The date was chosen deliberately. The first of July marks the anniversary of Hong Kong's handover from Britain to China in 1997, and it is traditionally a day for both official commemoration and public demonstration. In 2019, hundreds of thousands of people marched through the streets — by some organizers' estimates, 550,000, the largest July 1 march on record. But it was what happened later that night, at the glass-and-steel Legislative Council Complex in Admiralty, that marked a turning point in the city's summer of protest. Hundreds of demonstrators broke through the building's doors and entered the chamber. They would hold it for hours.
The immediate cause was the Fugitive Offenders amendment bill, a proposed law that would have allowed people in Hong Kong to be extradited to mainland China to face trial there. Critics feared the bill would expose residents — including activists, journalists, and ordinary citizens — to a legal system that offered fewer protections than Hong Kong's. Mass protests had begun in June, with an enormous march on 9 June drawing crowds that organizers estimated in the millions. The government's response — a pause in the bill's progress rather than an outright withdrawal — did not satisfy protesters. By July 1, a significant number of people in the streets had concluded that the usual forms of demonstration were insufficient. Some began preparing to do something more direct.

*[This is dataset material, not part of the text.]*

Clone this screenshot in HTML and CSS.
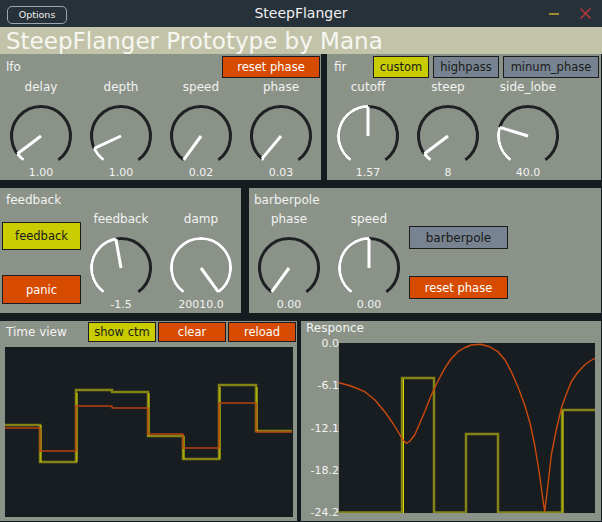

At around 9 PM, after hours of effort, the front-line demonstrators broke through the building's thick glass doors and pried open its metal security curtains. Police, who had been present throughout the day, retreated rather than engage in confrontation as the protesters entered. Inside the chamber, the demonstrators spray-painted slogans on the walls, covered or defaced official portraits, and draped the chamber with protest banners. More than 60 glass doors and panes were broken throughout the complex. One protester removed his mask to make a statement to the cameras inside the chamber — a deliberate act in a protest movement that relied on anonymity to protect participants. He said later: "Hongkongers have nothing left to lose. Hongkongers cannot afford to lose any more." The occupation lasted several hours before protesters withdrew.
What made the evening unusual was not only what happened inside the building but how it was received. Earlier protest movements in Hong Kong — including the 2014 Umbrella Revolution — had seen demonstrators sharply condemned, including by pro-democracy voices, when they moved toward property damage or confrontation with authorities. In 2019, the response was different. As the New York Times correspondent Austin Ramzy observed, the voices of restraint were quickly drowned out. Protesters and their supporters became more, not less, unified following the events of July 1. The storming reinforced rather than fractured the movement. Historians and observers have described it as a watershed moment — a point after which the nature of the protests, the relationship between demonstrators and authorities, and the stakes for everyone involved had visibly shifted.
Arrests followed in the weeks and months afterward. On 3 July, police arrested one person for forced entry into the complex. On 30 September, activist Ventus Lau and actor Gregory Wong were arrested on charges of conspiracy to criminal damage and entering the precincts of the Chamber. Lawmaker Cheng Chung-tai was arrested the same day on similar charges. A member of the pro-democracy group Demosisto was arrested at Hong Kong International Airport in January 2020. In March 2024, Hong Kong Free Press reported that twelve people received prison sentences ranging from four and a half years to six years and ten months in connection with the July 1 storming. The Legislative Council Complex itself has since moved to a new facility in Tamar — the same Admiralty precinct where, in the summer of 2019, demonstrators stood in the chamber of Hong Kong's legislature and wrote on its walls.
The Legislative Council Complex (at the time of the 2019 events) was located at approximately 22.2811°N, 114.1661°E in the Admiralty district of Hong Kong Island, on the northern waterfront between Central and Wan Chai. From the air at 1,500–2,000 feet, the Tamar precinct — a distinctive complex of government buildings and open space along the harbour — is clearly visible. Victoria Harbour stretches to the north, with the Tsim Sha Tsui skyline across the water. The Admiralty MTR station and Hong Kong Park are immediately to the south. Hong Kong International Airport (VHHH) lies approximately 25 nautical miles to the west-southwest on Lantau Island.